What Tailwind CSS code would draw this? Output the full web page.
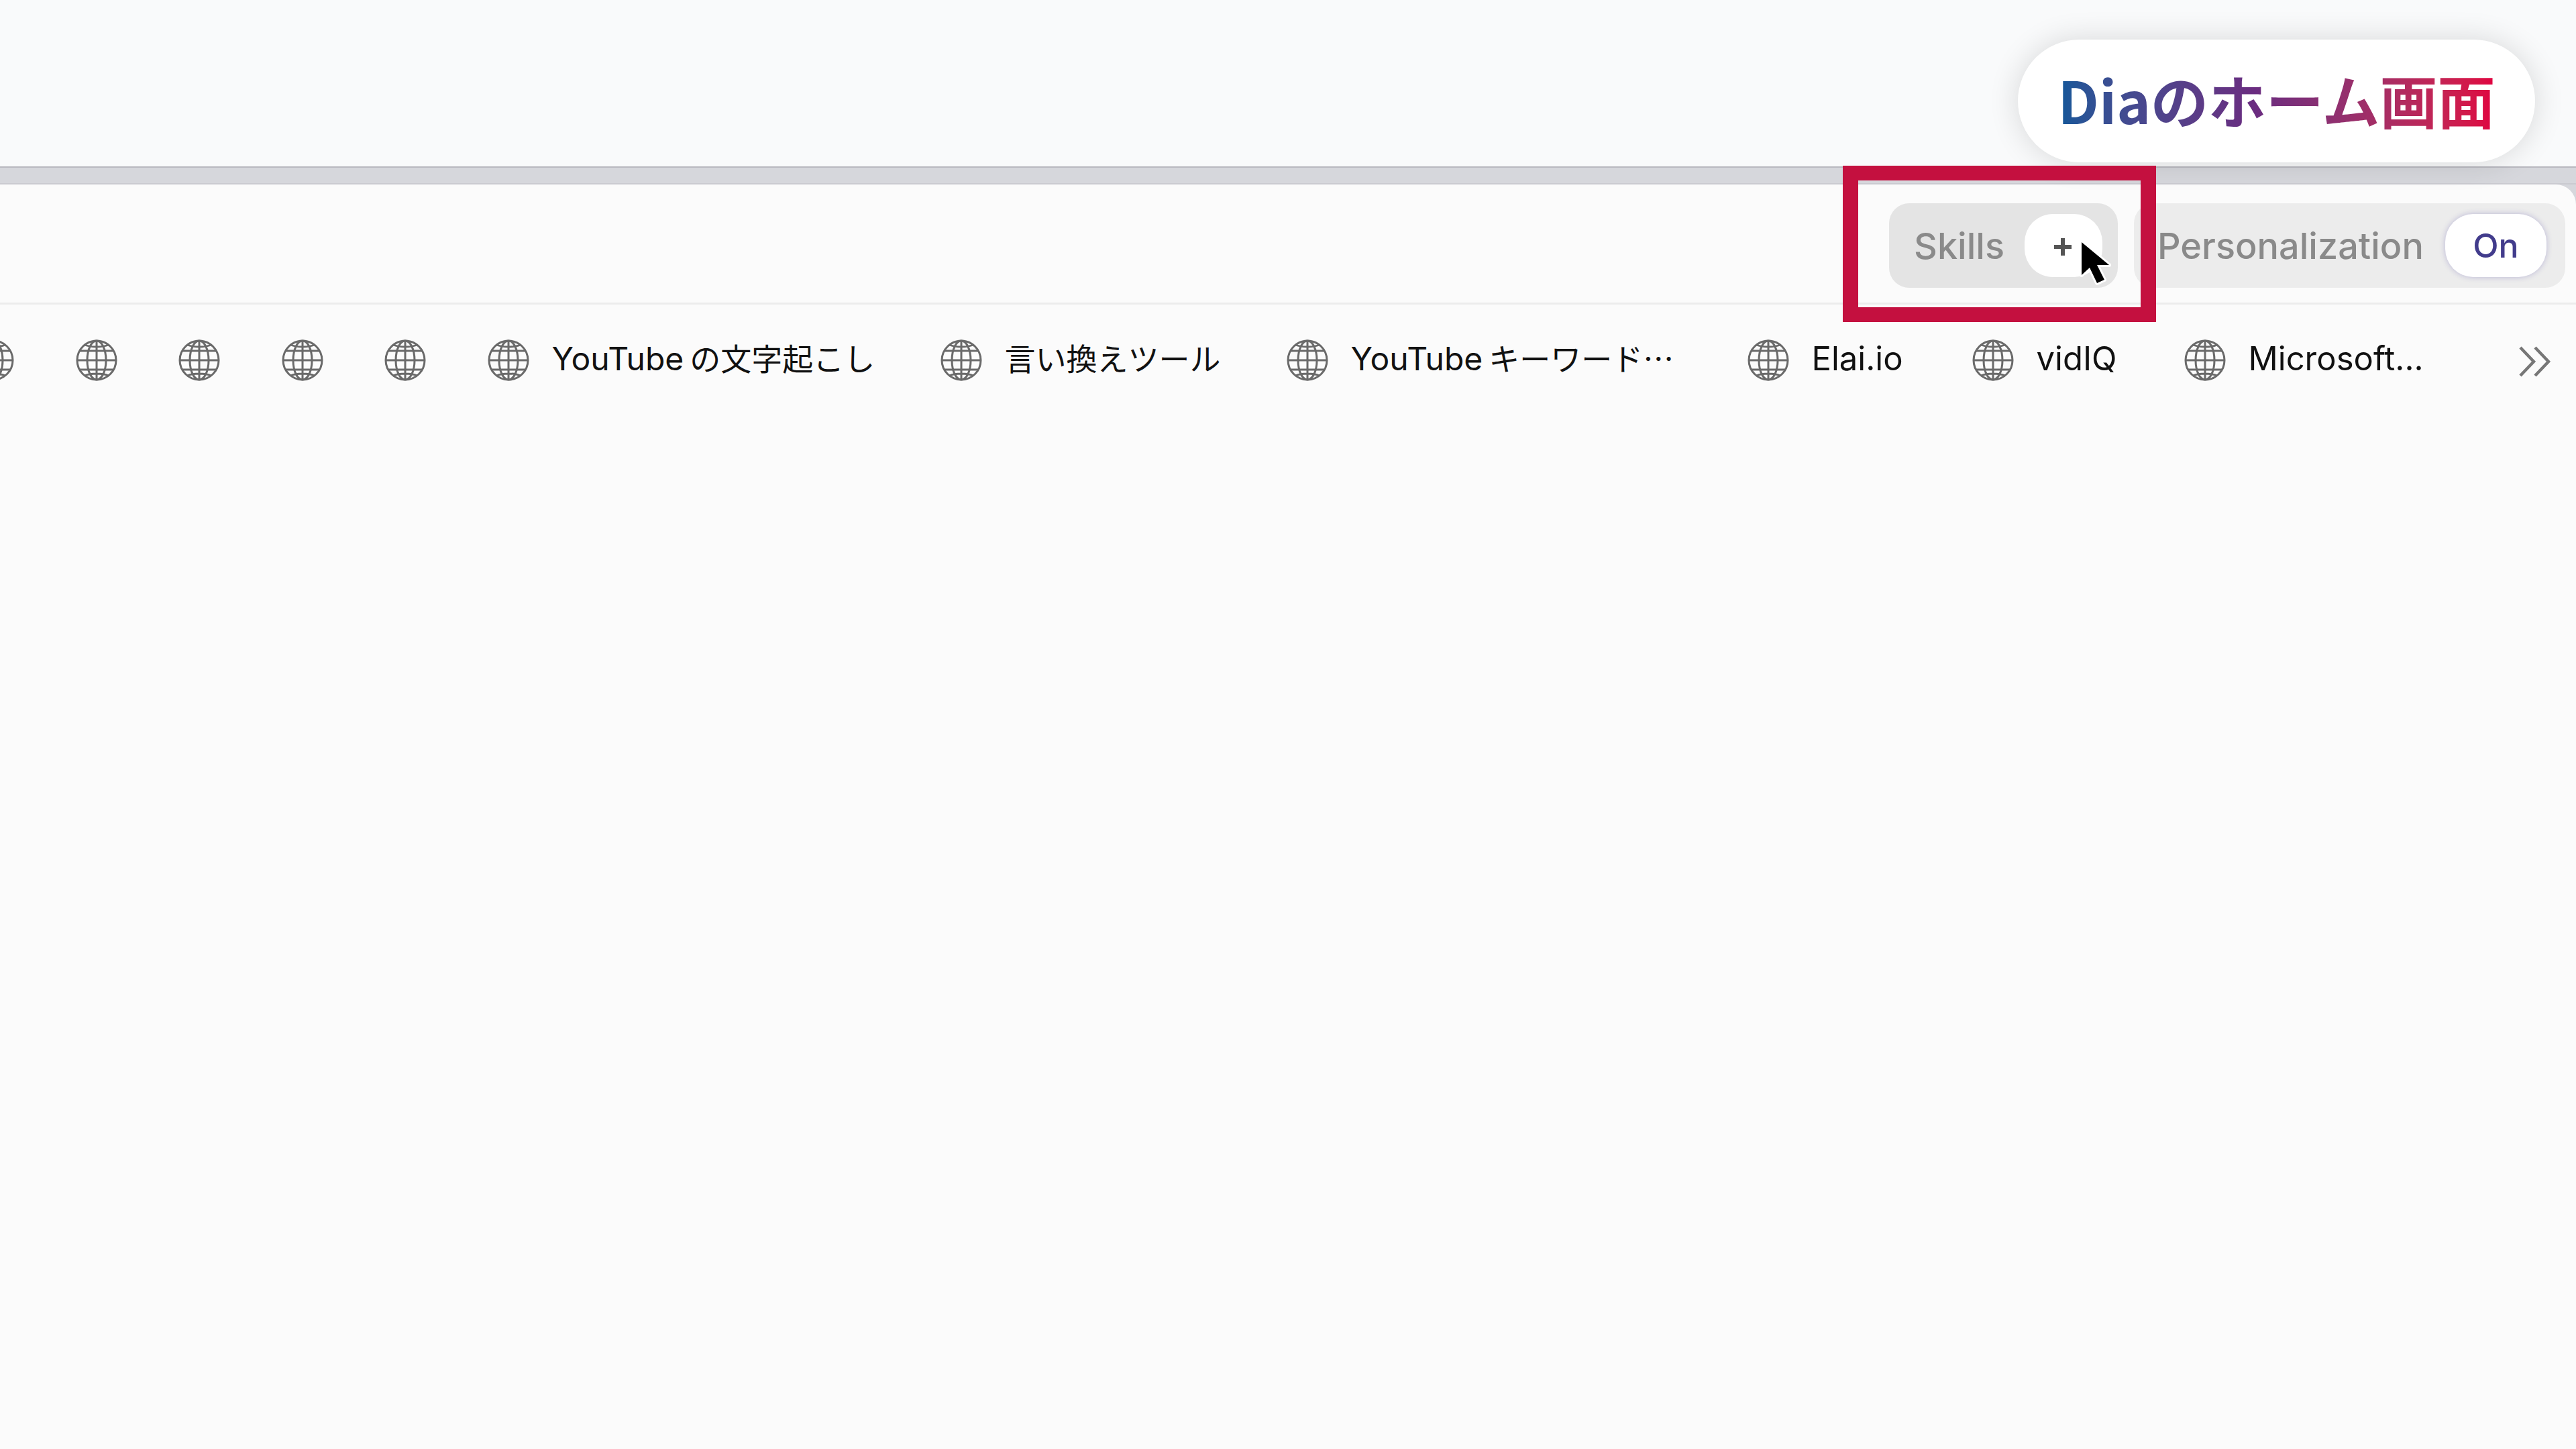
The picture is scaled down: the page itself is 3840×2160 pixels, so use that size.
<!DOCTYPE html>
<html lang="ja">

<head>
  <meta charset="UTF-8" />
  <title>Diaのホーム画面</title>
  <script src="https://cdn.jsdelivr.net/npm/@tailwindcss/browser@4"></script>
</head>

<body class="relative w-[3840px] h-[2160px] overflow-hidden flex flex-col bg-[#f9fafb] font-['Inter','Noto_Sans_CJK_JP',sans-serif]">
  <svg class="hidden">
    <symbol id="globe" viewBox="0 0 62 62">
      <g fill="none" stroke="#6a6a6a" stroke-width="3">
        <circle cx="31" cy="31" r="29" />
        <ellipse cx="31" cy="31" rx="14" ry="29" />
        <path d="M31 2V60M2 31H60M5.6 17H56.4M5.6 45H56.4M13.3 8C22 12 40 12 48.7 8M13.3 54C22 50 40 50 48.7 54" />
      </g>
    </symbol>
  </svg>

  <!-- top space -->
  <div class="h-[248px] shrink-0"></div>

  <!-- window -->
  <div class="flex-1 flex flex-col bg-[#d6d7dc] border-t-2 border-[#b9b9c0]">
    <div class="h-[25px] shrink-0 border-b-2 border-[#cacad0]"></div>
    <div class="flex-1 flex flex-col bg-[#fbfbfb] rounded-tr-[30px]">
      <!-- toolbar -->
      <div class="h-[179px] shrink-0 flex justify-end items-start gap-[24px] pt-[28px] pr-[16px] border-b-[3px] border-[#ececec]">
        <div class="w-[341px] h-[126px] flex items-center justify-between pl-[37px] pr-[23px] rounded-[30px] bg-[#e4e4e4]">
          <span class="text-[54px] font-medium text-[#8a8a8a]">Skills</span>
          <span class="w-[116px] h-[94px] flex items-center justify-center rounded-[42px] bg-white">
            <svg class="w-[28px] h-[28px] mt-[3px] -ml-[2px]" viewBox="0 0 28 28">
              <path d="M14 1V27M1 14H27" stroke="#555" stroke-width="6" fill="none" />
            </svg>
          </span>
        </div>
        <div class="w-[643px] h-[126px] flex items-center justify-between pl-[35px] pr-[28px] rounded-[30px] bg-[#ececec]">
          <span class="text-[54px] font-medium text-[#8a8a8a]">Personalization</span>
          <span class="w-[151px] h-[94px] flex items-center justify-center rounded-[42px] bg-white shadow-[0_0_8px_rgba(70,60,160,0.3)] text-[50px] font-medium text-[#423c8c]">On</span>
        </div>
      </div>

      <!-- bookmarks -->
      <div class="flex items-start -ml-[41px] pt-[52px] text-[49px] text-[#111] whitespace-nowrap">
        <div class="w-[153.5px] h-[62px]"><svg class="w-[62px] h-[62px]"><use href="#globe" /></svg></div>
        <div class="w-[153.5px] h-[62px]"><svg class="w-[62px] h-[62px]"><use href="#globe" /></svg></div>
        <div class="w-[153.5px] h-[62px]"><svg class="w-[62px] h-[62px]"><use href="#globe" /></svg></div>
        <div class="w-[153.5px] h-[62px]"><svg class="w-[62px] h-[62px]"><use href="#globe" /></svg></div>
        <div class="w-[153.5px] h-[62px]"><svg class="w-[62px] h-[62px]"><use href="#globe" /></svg></div>
        <div class="w-[675px] h-[62px] flex items-center gap-[34px]"><svg class="w-[62px] h-[62px]"><use href="#globe" /></svg><span class="pb-[4px]"><span class="text-[48px]">YouTube</span><span class="text-[46px] ml-[9px]">の文字起こし</span></span></div>
        <div class="w-[516px] h-[62px] flex items-center gap-[34px]"><svg class="w-[62px] h-[62px]"><use href="#globe" /></svg><span class="pb-[4px] text-[46px]">言い換えツール</span></div>
        <div class="w-[687px] h-[62px] flex items-center gap-[34px]"><svg class="w-[62px] h-[62px]"><use href="#globe" /></svg><span class="pb-[4px]"><span class="text-[48px]">YouTube</span><span class="text-[46px] ml-[9px] font-['Noto_Sans_CJK_JP',sans-serif]">キーワード…</span></span></div>
        <div class="w-[335px] h-[62px] flex items-center gap-[34px]"><svg class="w-[62px] h-[62px]"><use href="#globe" /></svg><span class="pb-[4px]">Elai.io</span></div>
        <div class="w-[316px] h-[62px] flex items-center gap-[34px]"><svg class="w-[62px] h-[62px]"><use href="#globe" /></svg><span class="pb-[4px]">vidIQ</span></div>
        <div class="w-[498px] h-[62px] flex items-center gap-[34px]"><svg class="w-[62px] h-[62px]"><use href="#globe" /></svg><span class="pb-[4px]">Microsoft...</span></div>
        <svg class="w-[50px] h-[46px] mt-[10px]" viewBox="0 0 50 46">
          <path d="M3 2L23 23L3 44M25 2L45 23L25 44" fill="none" stroke="#777" stroke-width="4.5" />
        </svg>
      </div>
    </div>
  </div>

  <!-- callout label -->
  <div class="absolute left-[3008px] top-[59px] w-[771px] h-[183px] flex items-center justify-center rounded-full bg-white shadow-[0_0_45px_rgba(0,0,0,0.14)]">
    <span class="pb-[5px] text-[86px] leading-none font-bold font-['Noto_Sans_CJK_JP',sans-serif] bg-clip-text text-transparent bg-linear-to-r from-[#0f5799] via-[#6a2c80] via-45% to-[#e0003f]">Diaのホーム画面</span>
  </div>

  <!-- highlight box -->
  <div class="absolute left-[2747px] top-[247px] w-[467px] h-[233px] border-x-[23px] border-y-[22px] border-[#c4103f]"></div>

  <!-- cursor -->
  <svg class="absolute left-[3090px] top-[348px] w-[70px] h-[90px]" viewBox="0 0 70 90">
    <path d="M13 13L13 62L25 51L36 74L47 69L36 47L54 47Z" fill="#000" stroke="#fff" stroke-width="6" paint-order="stroke" stroke-linejoin="round" />
  </svg>
</body>

</html>
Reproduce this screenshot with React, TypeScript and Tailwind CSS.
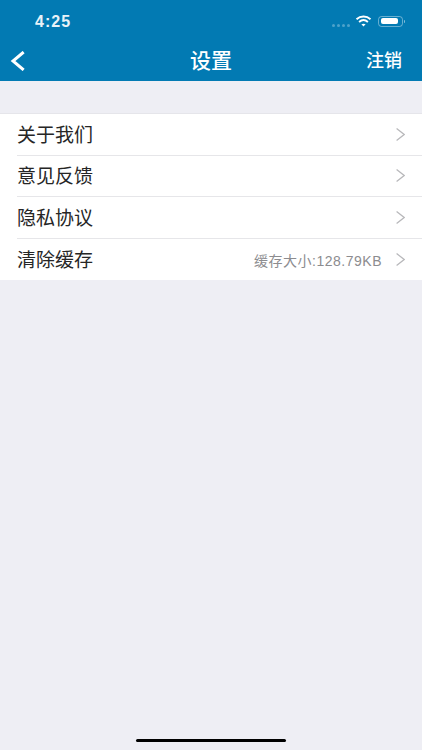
const font = { sans: "font-['Liberation_Sans','Noto_Sans_CJK_SC',sans-serif]" };

const rows = [
	{ label: "关于我们" },
	{ label: "意见反馈" },
	{ label: "隐私协议" },
	{ label: "清除缓存", extra: "缓存大小:128.79KB" },
];

const StatusBar = () => (
	<div className="flex h-[41px] items-start justify-between pl-[35px] pr-[17px] pt-[12px]">
		<span className="text-[16px] leading-[20px] font-bold tracking-[1px] text-[#e8f2f8]">
			4:25
		</span>
		<div className="flex items-center pt-[3px]">
			<div className="mr-[5px] mt-[8px] flex gap-[2px]">
				<span className="h-[3px] w-[3px] rounded-full bg-white/30" />
				<span className="h-[3px] w-[3px] rounded-full bg-white/30" />
				<span className="h-[3px] w-[3px] rounded-full bg-white/30" />
				<span className="h-[3px] w-[3px] rounded-full bg-white/30" />
			</div>
			<svg width="17" height="12" viewBox="0 0 16 12" className="mr-[6px]" fill="none" stroke="white" strokeWidth="1.9">
				<path d="M1 4.200C5 .6 11 .6 15 4.200" />
				<path d="M3.600 6.900c2.600-2.200 6.200-2.200 8.800 0" />
				<path d="M8 11.600 5.900 9.300c1.200-.9 3-.9 4.200 0z" fill="white" stroke="none" />
			</svg>
			<div className="flex h-[11px] w-[25px] items-center rounded-[3.5px] border border-white/40 p-[1.5px]">
				<div className="h-full w-[17px] rounded-[2px] bg-white" />
			</div>
			<div className="ml-[1px] h-[3px] w-[1px] rounded-r-full bg-white/50" />
		</div>
	</div>
);

const NavBar = () => (
	<div className="relative flex h-[40px] items-center justify-between pl-[10px] pr-[20px]">
		<svg width="15" height="20" viewBox="0 0 15 20" fill="none" stroke="white" strokeWidth="3" strokeLinecap="square">
			<path d="M12.500 2 3 10l9.500 8" />
		</svg>
		<span className="absolute inset-x-0 text-center text-[21px] leading-[28px] font-medium text-white">
			设置
		</span>
		<span className="text-[18px] leading-[24px] font-medium text-white">注销</span>
	</div>
);

const App = () => {
	return (
		<div className={`relative flex h-[750px] w-[422px] flex-col overflow-hidden bg-[#eeeef4] ${font.sans}`}>
			<div className="bg-[#027ab3]">
				<StatusBar />
				<NavBar />
			</div>

			<div className="mt-[32px] border-t border-[#e5e5ea] bg-white">
				{rows.map((row, i) => (
					<div key={row.label} className="pl-[17px]">
						<div
							className={`flex h-[41.5px] items-center justify-between pr-[17px] pt-[3px] ${
								i < rows.length - 1 ? "border-b border-[#e6e6e9]" : ""
							}`}
						>
							<span className="text-[19px] leading-[26px] text-[#262626]">{row.label}</span>
							<div className="flex items-center">
								{row.extra && (
									<span className="mr-[14px] text-[14px] leading-[18px] tracking-[0.5px] text-[#8c8c8f]">
										{row.extra}
									</span>
								)}
								<svg width="9" height="13" viewBox="0 0 9 13" fill="none" stroke="#b8b8bb" strokeWidth="1.3" className="-mt-[3px]">
									<path d="M.6.6 8.200 6.500.6 12.400" />
								</svg>
							</div>
						</div>
					</div>
				))}
			</div>

			<div className="absolute bottom-[8px] left-[136px] h-[3px] w-[150px] rounded-full bg-black" />
		</div>
	);
};

export default App;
- - - - -
__PROBLEM TO SOLVE__:
Gather, from the listing above, every line carrying the word "this".

__RESPONSE__:
What Tailwind CSS code would draw this? Output the full web page.
Reproduce this screenshot with React, TypeScript and Tailwind CSS.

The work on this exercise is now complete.